Explanations will be based around factors such as whether the governments of East Asian countries have pursued the wrong economic strategies or whether circumstances just conspired against them. Other factors will be explained, for instance whether the incompetence and corruption in parts of the East Asia region finally became too much to support economic growth. Or perhaps more ominously that the economic development strategies advocated by the International Monetary Fund and the World Bank were flawed or have become outdated due to developments generally attributed to the process of economic and political globalisation (Radelet & Sachs, March 30 1998 p.1). There seemed to be few indicators to show that South Korea, Singapore, and Hong Kong amongst other economies in the region would be unable to continue annual growth rates in gross domestic product of 6 to 7% (Turner, 2001 p. 48).
Introduction
Aside from Japan none of the economies of Asia had been heavily industrialised and economically developed before the post-war period. The Second World War had devastated the Japanese economy, yet in the post-war era it was a role model for economic growth and development for the countries of East Asia.
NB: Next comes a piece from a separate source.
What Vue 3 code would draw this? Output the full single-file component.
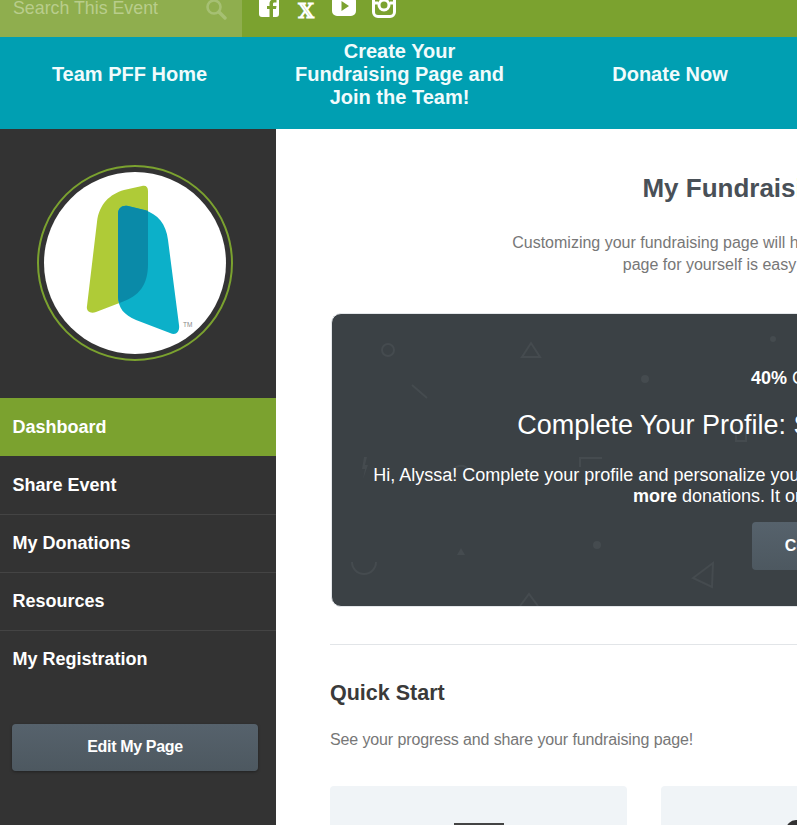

The countries of East Asia prior to the financial meltdown of 1997 had the most impressive economic growth rates in the world, better than the United States, the European Union and Japan. The economies that proved most vulnerable to the crisis were the ones that seemed to have made the most progress, namely South Korea, the Philippines, Malaysia and Indonesia (Cleaver, 2002, p.199). The economies of East Asia followed the development policies of the Asian Tigers, particularly of Japan and Thailand (Evans & Newnham, 1998, p.36). The focus of this dissertation will be on Hong Kong, South Korea, Indonesia and Singapore, as well as Japan.